• _Stated problem_
Retype each line exactly. Skip images.

• _Material_

----

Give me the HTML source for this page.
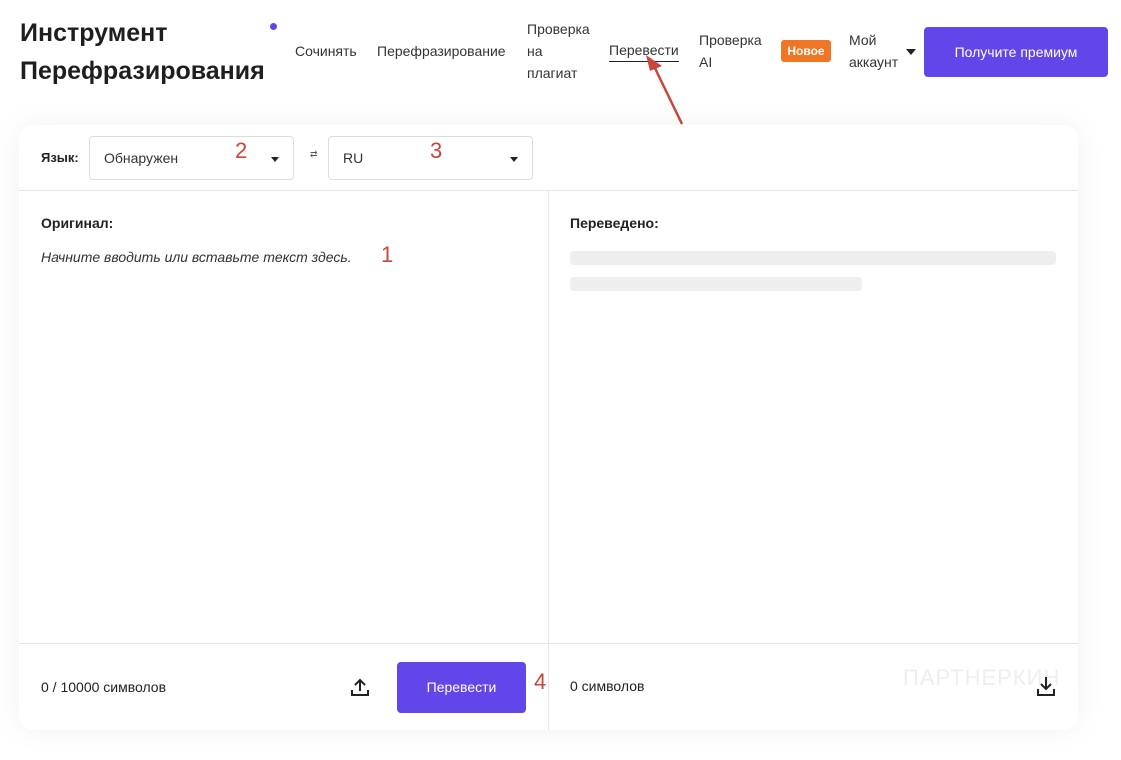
<!DOCTYPE html>
<html><head><meta charset="utf-8"><style>
*{box-sizing:border-box;margin:0;padding:0}
body{width:1121px;height:760px;background:#fff;font-family:"Liberation Sans",sans-serif;color:#222;position:relative;overflow:hidden}
.a{position:absolute}
.nav{font-size:14px;color:#333;line-height:22px}
.card{left:19px;top:125px;width:1059px;height:605px;background:#fff;border-radius:14px;box-shadow:0 0 30px rgba(0,0,0,0.06)}
.sel{border:1px solid #ddd;border-radius:4px;height:44px;width:205px;background:#fff;font-size:14px;color:#333;padding:13px 14px}
.caret{width:0;height:0;border-left:4px solid transparent;border-right:4px solid transparent;border-top:5px solid #222}
.red{color:#c8463c;font-size:22px}
</style></head><body>
<div class="a" style="left:20px;top:14px;font-size:25px;font-weight:bold;line-height:38px;color:#1e1e1e">Инструмент<br>Перефразирования</div>
<div class="a" style="left:270px;top:23px;width:7px;height:7px;border-radius:50%;background:#6246ea"></div>
<div class="a nav" style="left:295px;top:40px">Сочинять</div>
<div class="a nav" style="left:377px;top:40px">Перефразирование</div>
<div class="a nav" style="left:527px;top:18px">Проверка<br>на<br>плагиат</div>
<div class="a nav" style="left:609px;top:40px;border-bottom:1px solid #222;line-height:21px">Перевести</div>
<div class="a nav" style="left:699px;top:29px">Проверка<br>AI</div>
<div class="a" style="left:781px;top:40px;width:50px;height:22px;background:#ee7624;border-radius:3px;color:#fff;font-size:12px;font-weight:bold;text-align:center;line-height:22px">Новое</div>
<div class="a nav" style="left:849px;top:29px">Мой<br>аккаунт</div>
<div class="a caret" style="left:906px;top:49px;border-left-width:5px;border-right-width:5px;border-top-width:6px"></div>
<div class="a" style="left:924px;top:27px;width:184px;height:50px;background:#6246ea;border-radius:4px;color:#fff;font-size:14px;text-align:center;line-height:50px">Получите премиум</div>
<svg class="a" style="left:640px;top:50px" width="50" height="80"><line x1="42" y1="74" x2="12" y2="12" stroke="#c8463c" stroke-width="2.5"/><polygon points="6,5 22,16 10,21" fill="#c8463c"/></svg>
<div class="a card">
 <div class="a" style="left:22px;top:25px;font-size:13px;font-weight:bold">Язык:</div>
 <div class="a sel" style="left:70px;top:11px">Обнаружен<div class="a caret" style="right:14px;top:20px"></div></div>
 <div class="a" style="left:291px;top:24px;font-size:9px;color:#555">⇄</div>
 <div class="a sel" style="left:309px;top:11px">RU<div class="a caret" style="right:14px;top:20px"></div></div>
 <div class="a red" style="left:216px;top:13px">2</div>
 <div class="a red" style="left:411px;top:13px">3</div>
 <div class="a" style="left:0;top:65px;width:1059px;height:1px;background:#e5e5e5"></div>
 <div class="a" style="left:529px;top:65px;width:1px;height:540px;background:#e5e5e5"></div>
 <div class="a" style="left:0;top:518px;width:1059px;height:1px;background:#e5e5e5"></div>
 <div class="a" style="left:22px;top:90px;font-size:14px;font-weight:bold">Оригинал:</div>
 <div class="a" style="left:22px;top:124px;font-size:14px;font-style:italic;color:#333">Начните вводить или вставьте текст здесь.</div>
 <div class="a red" style="left:362px;top:117px">1</div>
 <div class="a" style="left:551px;top:90px;font-size:14px;font-weight:bold">Переведено:</div>
 <div class="a" style="left:551px;top:126px;width:486px;height:14px;background:#eee;border-radius:4px"></div>
 <div class="a" style="left:551px;top:152px;width:292px;height:14px;background:#eee;border-radius:4px"></div>
 <div class="a" style="left:22px;top:554px;font-size:14px">0 / 10000 символов</div>
 <svg class="a" style="left:331px;top:552px" width="20" height="20"><path d="M10 14V3M5 8l5-5 5 5M2 13v5h16v-5" fill="none" stroke="#222" stroke-width="2"/></svg>
 <div class="a" style="left:378px;top:537px;width:129px;height:51px;background:#6246ea;border-radius:4px;color:#fff;font-size:14px;text-align:center;line-height:51px">Перевести</div>
 <div class="a red" style="left:515px;top:544px">4</div>
 <div class="a" style="left:551px;top:553px;font-size:14px">0 символов</div>
 <div class="a" style="left:884px;top:540px;font-size:22px;color:#eee;letter-spacing:1px">ПАРТНЕРКИН</div>
 <svg class="a" style="left:1017px;top:550px" width="20" height="22"><path d="M10 2v12M5 9l5 5 5-5M2 14v6h16v-6" fill="none" stroke="#222" stroke-width="2"/></svg>
</div>
</body></html>
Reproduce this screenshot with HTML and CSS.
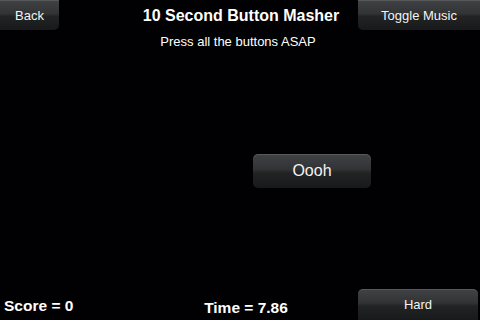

----

• _The reply_
Give me the HTML source for this page.
<!DOCTYPE html>
<html><head><meta charset="utf-8"><style>
*{box-sizing:border-box;margin:0;padding:0}
body{width:1121px;height:760px;background:#fff;font-family:"Liberation Sans",sans-serif;color:#222;position:relative;overflow:hidden}
.a{position:absolute}
.nav{font-size:14px;color:#333;line-height:22px}
.card{left:19px;top:125px;width:1059px;height:605px;background:#fff;border-radius:14px;box-shadow:0 0 30px rgba(0,0,0,0.06)}
.sel{border:1px solid #ddd;border-radius:4px;height:44px;width:205px;background:#fff;font-size:14px;color:#333;padding:13px 14px}
.caret{width:0;height:0;border-left:4px solid transparent;border-right:4px solid transparent;border-top:5px solid #222}
.red{color:#c8463c;font-size:22px}
</style></head><body>
<div class="a" style="left:20px;top:14px;font-size:25px;font-weight:bold;line-height:38px;color:#1e1e1e">Инструмент<br>Перефразирования</div>
<div class="a" style="left:270px;top:23px;width:7px;height:7px;border-radius:50%;background:#6246ea"></div>
<div class="a nav" style="left:295px;top:40px">Сочинять</div>
<div class="a nav" style="left:377px;top:40px">Перефразирование</div>
<div class="a nav" style="left:527px;top:18px">Проверка<br>на<br>плагиат</div>
<div class="a nav" style="left:609px;top:40px;border-bottom:1px solid #222;line-height:21px">Перевести</div>
<div class="a nav" style="left:699px;top:29px">Проверка<br>AI</div>
<div class="a" style="left:781px;top:40px;width:50px;height:22px;background:#ee7624;border-radius:3px;color:#fff;font-size:12px;font-weight:bold;text-align:center;line-height:22px">Новое</div>
<div class="a nav" style="left:849px;top:29px">Мой<br>аккаунт</div>
<div class="a caret" style="left:906px;top:49px;border-left-width:5px;border-right-width:5px;border-top-width:6px"></div>
<div class="a" style="left:924px;top:27px;width:184px;height:50px;background:#6246ea;border-radius:4px;color:#fff;font-size:14px;text-align:center;line-height:50px">Получите премиум</div>
<svg class="a" style="left:640px;top:50px" width="50" height="80"><line x1="42" y1="74" x2="12" y2="12" stroke="#c8463c" stroke-width="2.5"/><polygon points="6,5 22,16 10,21" fill="#c8463c"/></svg>
<div class="a card">
 <div class="a" style="left:22px;top:25px;font-size:13px;font-weight:bold">Язык:</div>
 <div class="a sel" style="left:70px;top:11px">Обнаружен<div class="a caret" style="right:14px;top:20px"></div></div>
 <div class="a" style="left:291px;top:24px;font-size:9px;color:#555">⇄</div>
 <div class="a sel" style="left:309px;top:11px">RU<div class="a caret" style="right:14px;top:20px"></div></div>
 <div class="a red" style="left:216px;top:13px">2</div>
 <div class="a red" style="left:411px;top:13px">3</div>
 <div class="a" style="left:0;top:65px;width:1059px;height:1px;background:#e5e5e5"></div>
 <div class="a" style="left:529px;top:65px;width:1px;height:540px;background:#e5e5e5"></div>
 <div class="a" style="left:0;top:518px;width:1059px;height:1px;background:#e5e5e5"></div>
 <div class="a" style="left:22px;top:90px;font-size:14px;font-weight:bold">Оригинал:</div>
 <div class="a" style="left:22px;top:124px;font-size:14px;font-style:italic;color:#333">Начните вводить или вставьте текст здесь.</div>
 <div class="a red" style="left:362px;top:117px">1</div>
 <div class="a" style="left:551px;top:90px;font-size:14px;font-weight:bold">Переведено:</div>
 <div class="a" style="left:551px;top:126px;width:486px;height:14px;background:#eee;border-radius:4px"></div>
 <div class="a" style="left:551px;top:152px;width:292px;height:14px;background:#eee;border-radius:4px"></div>
 <div class="a" style="left:22px;top:554px;font-size:14px">0 / 10000 символов</div>
 <svg class="a" style="left:331px;top:552px" width="20" height="20"><path d="M10 14V3M5 8l5-5 5 5M2 13v5h16v-5" fill="none" stroke="#222" stroke-width="2"/></svg>
 <div class="a" style="left:378px;top:537px;width:129px;height:51px;background:#6246ea;border-radius:4px;color:#fff;font-size:14px;text-align:center;line-height:51px">Перевести</div>
 <div class="a red" style="left:515px;top:544px">4</div>
 <div class="a" style="left:551px;top:553px;font-size:14px">0 символов</div>
 <div class="a" style="left:884px;top:540px;font-size:22px;color:#eee;letter-spacing:1px">ПАРТНЕРКИН</div>
 <svg class="a" style="left:1017px;top:550px" width="20" height="22"><path d="M10 2v12M5 9l5 5 5-5M2 14v6h16v-6" fill="none" stroke="#222" stroke-width="2"/></svg>
</div>
</body></html>
Reproduce this screenshot with HTML and CSS.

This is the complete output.